╭─ SOURCE DATA

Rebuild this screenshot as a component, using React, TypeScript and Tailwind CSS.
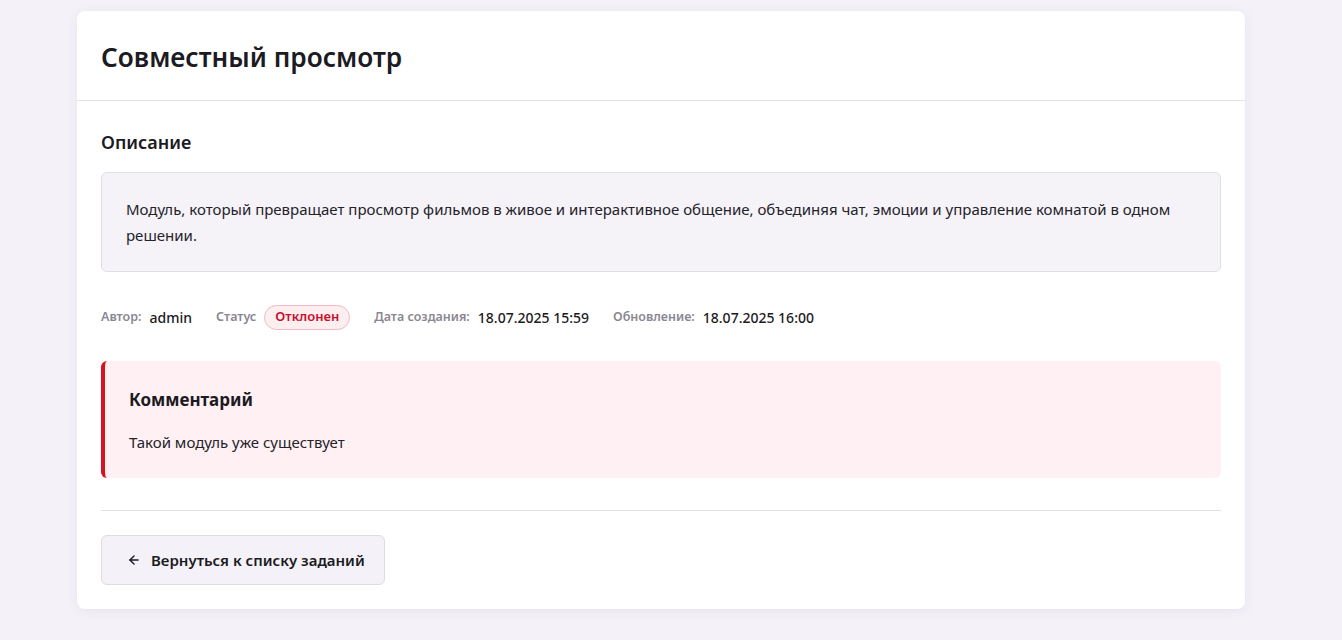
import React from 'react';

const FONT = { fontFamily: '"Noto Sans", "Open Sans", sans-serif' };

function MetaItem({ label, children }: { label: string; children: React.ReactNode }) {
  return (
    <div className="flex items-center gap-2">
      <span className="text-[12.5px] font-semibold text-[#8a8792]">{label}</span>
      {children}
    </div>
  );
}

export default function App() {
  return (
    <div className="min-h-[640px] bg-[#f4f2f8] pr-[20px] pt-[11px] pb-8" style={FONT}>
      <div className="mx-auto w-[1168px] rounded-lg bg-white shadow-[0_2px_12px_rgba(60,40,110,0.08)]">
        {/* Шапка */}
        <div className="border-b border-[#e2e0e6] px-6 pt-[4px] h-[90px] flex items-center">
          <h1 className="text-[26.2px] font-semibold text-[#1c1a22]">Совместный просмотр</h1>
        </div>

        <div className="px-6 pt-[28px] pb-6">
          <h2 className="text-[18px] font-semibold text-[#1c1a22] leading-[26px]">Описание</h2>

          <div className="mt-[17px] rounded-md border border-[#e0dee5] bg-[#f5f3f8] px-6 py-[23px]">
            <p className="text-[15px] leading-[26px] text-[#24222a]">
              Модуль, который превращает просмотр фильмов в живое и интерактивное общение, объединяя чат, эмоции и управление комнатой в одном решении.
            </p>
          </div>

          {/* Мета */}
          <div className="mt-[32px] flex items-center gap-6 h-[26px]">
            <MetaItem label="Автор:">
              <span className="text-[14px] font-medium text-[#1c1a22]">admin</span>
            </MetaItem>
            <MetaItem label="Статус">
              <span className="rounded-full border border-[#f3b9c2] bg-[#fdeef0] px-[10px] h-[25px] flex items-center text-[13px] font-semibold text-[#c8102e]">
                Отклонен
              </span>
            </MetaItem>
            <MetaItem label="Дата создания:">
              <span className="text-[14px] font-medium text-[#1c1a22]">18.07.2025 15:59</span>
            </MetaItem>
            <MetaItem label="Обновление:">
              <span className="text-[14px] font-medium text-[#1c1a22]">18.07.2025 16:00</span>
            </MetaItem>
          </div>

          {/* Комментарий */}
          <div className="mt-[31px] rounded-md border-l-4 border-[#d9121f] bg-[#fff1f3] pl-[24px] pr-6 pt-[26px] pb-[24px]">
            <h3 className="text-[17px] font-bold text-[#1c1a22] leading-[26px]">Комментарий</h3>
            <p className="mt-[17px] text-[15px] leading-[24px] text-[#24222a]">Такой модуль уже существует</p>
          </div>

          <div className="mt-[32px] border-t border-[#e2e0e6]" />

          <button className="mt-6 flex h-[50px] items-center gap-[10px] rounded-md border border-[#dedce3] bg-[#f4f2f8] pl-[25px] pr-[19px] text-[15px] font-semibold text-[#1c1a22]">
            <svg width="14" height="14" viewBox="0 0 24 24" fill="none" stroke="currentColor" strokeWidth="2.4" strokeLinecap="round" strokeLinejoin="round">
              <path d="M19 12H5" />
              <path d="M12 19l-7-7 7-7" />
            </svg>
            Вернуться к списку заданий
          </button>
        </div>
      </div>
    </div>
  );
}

╰─
╭─ SOURCE DATA

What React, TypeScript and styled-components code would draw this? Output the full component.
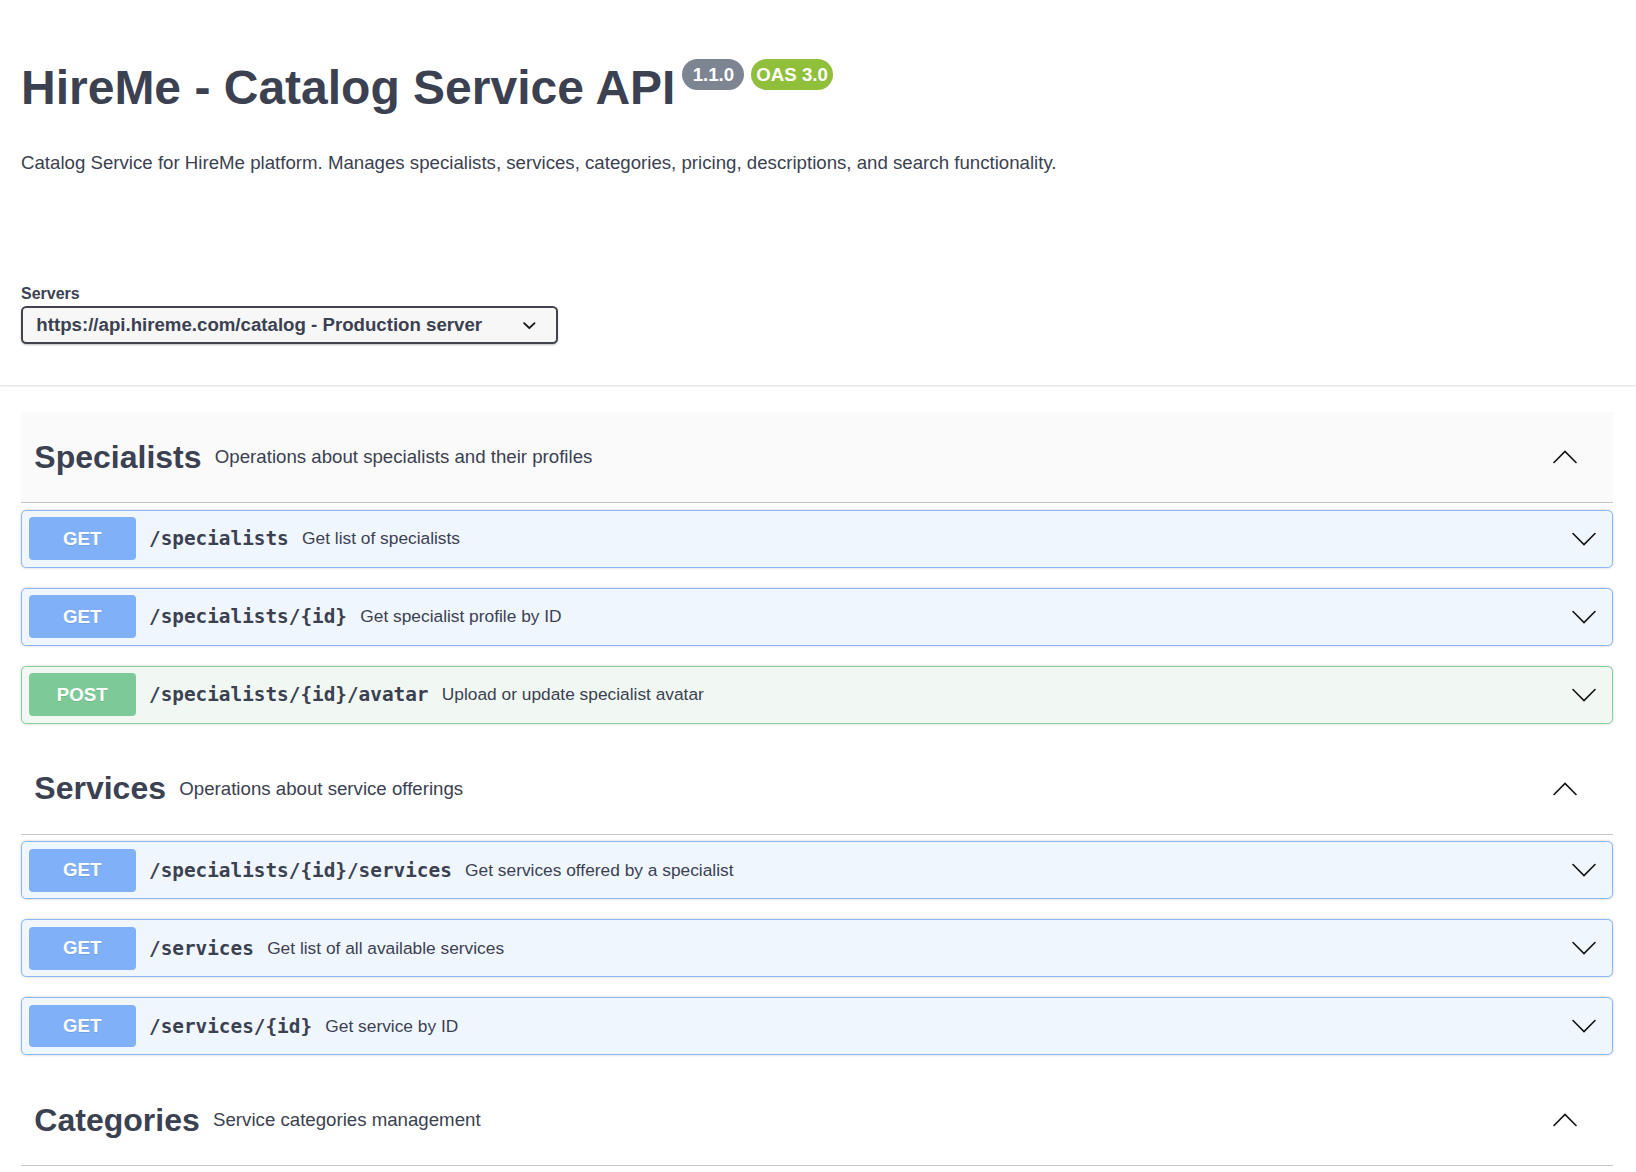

╰─

→ **WHAT YOU HAVE TO DO**
Determine how many lines include the string "this". Give no answer but the number.

→ **SOLUTION**
2